▶ Entries with page source code
================

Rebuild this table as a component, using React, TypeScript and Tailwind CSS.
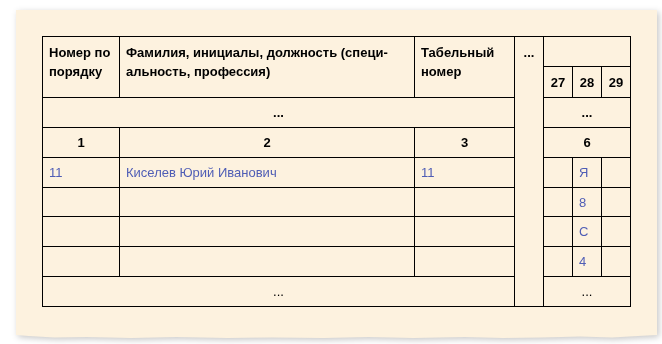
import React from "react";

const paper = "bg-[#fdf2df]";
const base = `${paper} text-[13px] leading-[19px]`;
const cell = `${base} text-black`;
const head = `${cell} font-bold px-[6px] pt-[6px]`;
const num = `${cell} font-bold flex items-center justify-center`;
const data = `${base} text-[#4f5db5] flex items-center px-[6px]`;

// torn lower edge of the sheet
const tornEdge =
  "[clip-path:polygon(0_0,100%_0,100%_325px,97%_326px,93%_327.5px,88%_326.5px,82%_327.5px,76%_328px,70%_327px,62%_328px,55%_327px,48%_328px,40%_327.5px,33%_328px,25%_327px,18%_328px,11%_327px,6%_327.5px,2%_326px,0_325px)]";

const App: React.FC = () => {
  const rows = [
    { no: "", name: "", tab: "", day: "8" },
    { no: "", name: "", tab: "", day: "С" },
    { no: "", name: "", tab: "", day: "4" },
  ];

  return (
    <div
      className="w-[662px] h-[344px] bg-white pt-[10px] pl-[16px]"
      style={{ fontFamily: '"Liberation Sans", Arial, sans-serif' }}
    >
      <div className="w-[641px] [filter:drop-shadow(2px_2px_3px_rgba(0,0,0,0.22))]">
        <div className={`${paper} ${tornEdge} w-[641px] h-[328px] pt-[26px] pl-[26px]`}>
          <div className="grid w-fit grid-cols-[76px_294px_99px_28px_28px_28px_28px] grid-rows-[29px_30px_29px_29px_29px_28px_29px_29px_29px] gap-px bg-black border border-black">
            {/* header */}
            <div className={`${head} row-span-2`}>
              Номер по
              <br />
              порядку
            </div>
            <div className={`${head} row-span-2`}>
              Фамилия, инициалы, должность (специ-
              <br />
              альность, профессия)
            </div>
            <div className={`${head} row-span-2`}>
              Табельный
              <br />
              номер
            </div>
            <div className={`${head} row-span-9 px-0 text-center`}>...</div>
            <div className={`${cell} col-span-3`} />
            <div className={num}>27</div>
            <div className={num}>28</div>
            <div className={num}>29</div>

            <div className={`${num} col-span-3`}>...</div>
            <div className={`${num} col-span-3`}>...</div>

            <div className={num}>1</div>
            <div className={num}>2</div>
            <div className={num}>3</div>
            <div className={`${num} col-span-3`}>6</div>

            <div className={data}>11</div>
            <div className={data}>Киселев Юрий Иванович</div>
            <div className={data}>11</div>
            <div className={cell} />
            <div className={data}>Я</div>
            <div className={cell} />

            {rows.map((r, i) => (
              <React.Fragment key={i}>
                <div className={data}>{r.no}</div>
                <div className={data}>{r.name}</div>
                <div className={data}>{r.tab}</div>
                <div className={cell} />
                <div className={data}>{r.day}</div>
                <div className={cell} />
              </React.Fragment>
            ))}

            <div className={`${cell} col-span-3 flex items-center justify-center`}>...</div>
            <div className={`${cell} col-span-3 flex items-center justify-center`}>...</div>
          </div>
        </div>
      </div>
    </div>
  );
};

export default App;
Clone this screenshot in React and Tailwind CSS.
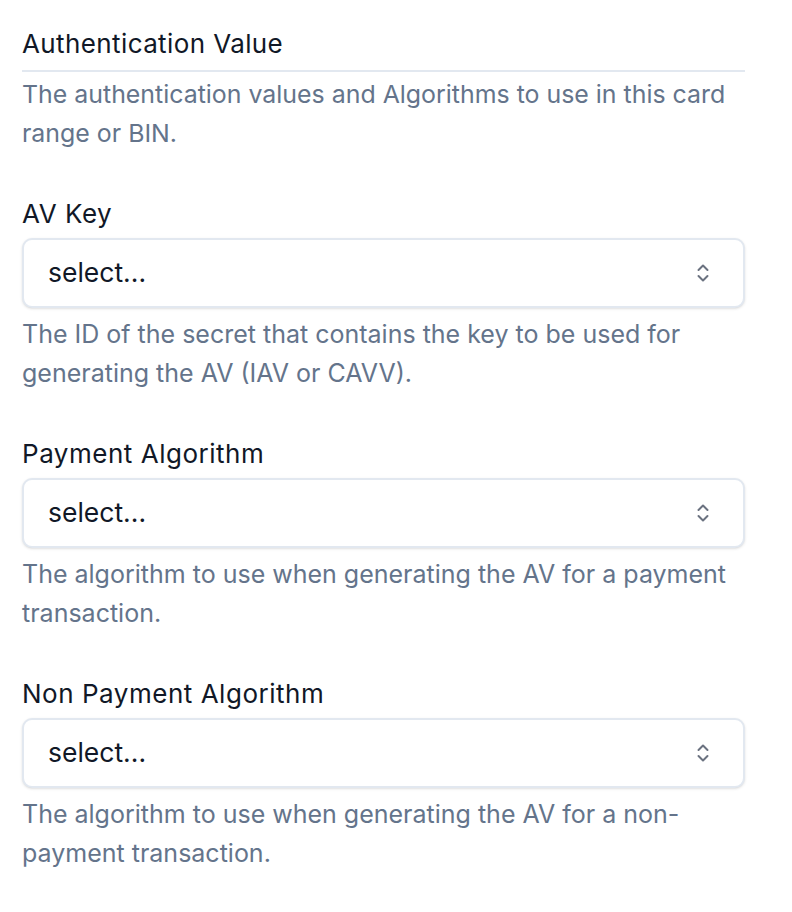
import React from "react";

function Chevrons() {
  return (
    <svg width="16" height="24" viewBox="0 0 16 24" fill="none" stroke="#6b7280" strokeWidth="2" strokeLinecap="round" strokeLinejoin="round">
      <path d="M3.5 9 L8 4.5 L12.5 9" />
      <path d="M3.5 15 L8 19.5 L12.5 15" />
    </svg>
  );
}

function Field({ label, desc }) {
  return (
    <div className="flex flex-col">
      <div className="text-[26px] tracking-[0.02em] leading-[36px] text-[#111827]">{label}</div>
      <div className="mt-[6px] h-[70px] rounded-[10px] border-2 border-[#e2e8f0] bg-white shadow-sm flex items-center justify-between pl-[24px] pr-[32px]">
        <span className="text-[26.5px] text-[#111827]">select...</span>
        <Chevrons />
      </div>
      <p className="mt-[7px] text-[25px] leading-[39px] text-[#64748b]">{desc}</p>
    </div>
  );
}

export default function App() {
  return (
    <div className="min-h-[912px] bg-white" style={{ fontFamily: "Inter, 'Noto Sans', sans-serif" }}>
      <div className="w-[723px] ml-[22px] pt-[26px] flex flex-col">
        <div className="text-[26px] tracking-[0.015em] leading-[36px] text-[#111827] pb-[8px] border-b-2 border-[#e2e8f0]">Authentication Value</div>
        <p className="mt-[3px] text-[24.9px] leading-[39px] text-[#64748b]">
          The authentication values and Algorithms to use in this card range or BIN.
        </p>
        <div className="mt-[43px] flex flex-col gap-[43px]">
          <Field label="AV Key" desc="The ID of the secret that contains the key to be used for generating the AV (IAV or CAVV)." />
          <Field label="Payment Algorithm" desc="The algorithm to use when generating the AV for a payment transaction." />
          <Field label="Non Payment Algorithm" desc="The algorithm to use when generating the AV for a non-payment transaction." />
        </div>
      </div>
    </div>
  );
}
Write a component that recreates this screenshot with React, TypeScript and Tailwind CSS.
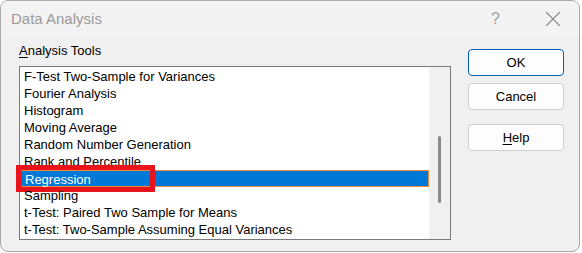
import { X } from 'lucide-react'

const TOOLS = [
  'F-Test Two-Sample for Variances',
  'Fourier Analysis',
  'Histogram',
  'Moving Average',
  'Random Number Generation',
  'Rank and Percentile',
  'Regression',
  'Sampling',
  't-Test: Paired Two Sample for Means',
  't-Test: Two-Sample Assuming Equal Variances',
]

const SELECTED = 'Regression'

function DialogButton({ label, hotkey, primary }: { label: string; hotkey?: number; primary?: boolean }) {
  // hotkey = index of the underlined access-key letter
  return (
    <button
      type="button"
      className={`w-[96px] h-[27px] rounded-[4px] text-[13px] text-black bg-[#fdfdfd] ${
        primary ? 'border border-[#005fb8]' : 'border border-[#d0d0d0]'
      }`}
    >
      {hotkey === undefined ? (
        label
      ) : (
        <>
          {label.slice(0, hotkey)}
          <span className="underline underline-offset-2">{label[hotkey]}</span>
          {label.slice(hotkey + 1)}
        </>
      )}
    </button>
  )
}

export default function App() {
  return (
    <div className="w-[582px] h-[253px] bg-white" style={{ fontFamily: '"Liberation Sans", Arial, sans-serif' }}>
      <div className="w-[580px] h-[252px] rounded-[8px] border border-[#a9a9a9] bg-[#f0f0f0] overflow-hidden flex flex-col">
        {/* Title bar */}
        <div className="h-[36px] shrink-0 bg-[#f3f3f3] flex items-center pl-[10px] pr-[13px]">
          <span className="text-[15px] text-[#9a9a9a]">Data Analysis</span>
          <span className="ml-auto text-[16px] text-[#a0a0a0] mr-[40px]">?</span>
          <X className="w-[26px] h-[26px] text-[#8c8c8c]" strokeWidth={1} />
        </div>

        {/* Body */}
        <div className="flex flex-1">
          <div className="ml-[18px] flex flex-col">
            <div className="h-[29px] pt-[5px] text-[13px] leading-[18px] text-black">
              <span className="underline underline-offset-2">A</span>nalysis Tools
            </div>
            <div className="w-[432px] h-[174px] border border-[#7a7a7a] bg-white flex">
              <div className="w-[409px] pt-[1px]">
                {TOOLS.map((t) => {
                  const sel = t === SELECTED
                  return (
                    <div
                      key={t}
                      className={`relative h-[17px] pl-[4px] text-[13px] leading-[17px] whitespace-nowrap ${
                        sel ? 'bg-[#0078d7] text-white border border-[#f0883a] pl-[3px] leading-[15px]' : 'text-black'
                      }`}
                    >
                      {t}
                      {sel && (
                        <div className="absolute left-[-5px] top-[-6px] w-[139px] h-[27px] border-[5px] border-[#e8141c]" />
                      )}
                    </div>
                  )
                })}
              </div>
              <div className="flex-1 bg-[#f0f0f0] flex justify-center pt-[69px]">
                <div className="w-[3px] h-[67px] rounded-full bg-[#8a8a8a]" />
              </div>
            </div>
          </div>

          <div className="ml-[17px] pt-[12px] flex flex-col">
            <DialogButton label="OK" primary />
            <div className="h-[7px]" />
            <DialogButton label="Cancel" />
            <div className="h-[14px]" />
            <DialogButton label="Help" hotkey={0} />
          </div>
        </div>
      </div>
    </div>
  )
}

================

Within the listing above, extract exactly the lines that run from the one containing "Write a component" through the one containing "const SELECTED = 'Regression'", excluding any pictures.

Write a component that recreates this screenshot with React, TypeScript and Tailwind CSS.
import { X } from 'lucide-react'

const TOOLS = [
  'F-Test Two-Sample for Variances',
  'Fourier Analysis',
  'Histogram',
  'Moving Average',
  'Random Number Generation',
  'Rank and Percentile',
  'Regression',
  'Sampling',
  't-Test: Paired Two Sample for Means',
  't-Test: Two-Sample Assuming Equal Variances',
]

const SELECTED = 'Regression'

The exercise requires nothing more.